The change had been rumored for months, and Google senior vice president of products Sundar Pichai essentially admitted that Google+ might be split into separate services in a recent interview with Forbes.

“Increasingly you’ll see us focus on communications, photos and the Google+ stream as three important areas, rather than being thought of as one area,” he told Forbes. “Google+ has always meant two things for us. There’s the stream in the product that you see … [and] a common identity across our products. The second part was in many ways even more important than the first part. That part has worked really well for us.”

Parallel to that statement is that the “stream” aspect of Google+–that is, the social networking part of the social networking service—has not been successful at all. So while Google claims over 500 million active users of Google+, very few of those users are actively engaging in social networking tasks. Instead, they’re using the Google+ services related to photo sharing, video chat, and identity. And most are only on Google+ because Google forces it on them by requiring its use for YouTube and other popular services.

Techcrunch reports that fully half of the estimated 1,100 people who were working on Google+ “are gone,” and that the exits were involuntary and “few (if anyone) were given incentives to stick around.”

Google launched Google+ in 2011 as a successor to previous and failed social services like Orkut, Google Friend Connect and Google Buzz, and to counter the success of rival services, primarily Facebook. It was spearheaded and then led by Mr. Gundotra, who worried that Facebook would “kill” Google. But where the New York Times just likened Google+ to “a ghost town”—admittedly a common comparison—Facebook is now closing in on one billion daily active users. And unlike those on Google+, Facebook’s users are in fact actively socializing and sharing with others.

Social is obviously a difficult nut to crack.

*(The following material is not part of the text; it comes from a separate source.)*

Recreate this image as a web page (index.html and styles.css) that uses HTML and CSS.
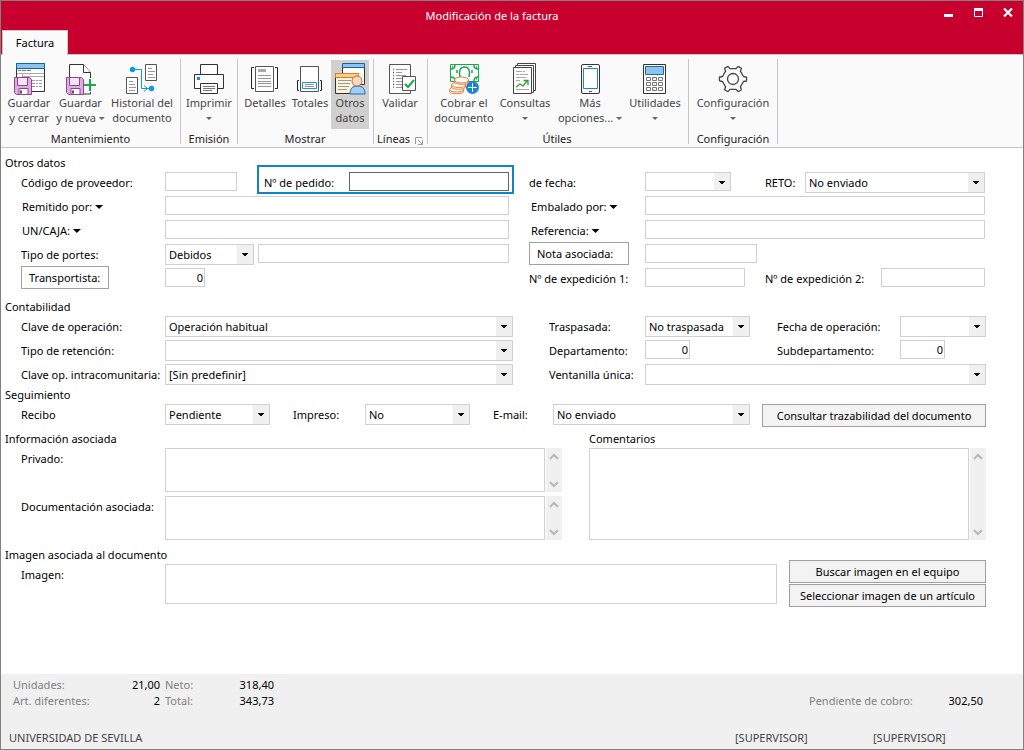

Facebook’s growth has been tempered by numerous privacy complaints. Twitter, which claims almost 300 million active users of its own, has had trouble monetizing its service. And Facebook, Google and Twitter have all had difficulty trying to integrate their social networking functionality into corporate environments. Here, Microsoft is strongly positioned thanks to the social networking capabilities of SharePoint, some of which were made in house and some of which came from the $1.2 billion acquisition of Yammer in 2012.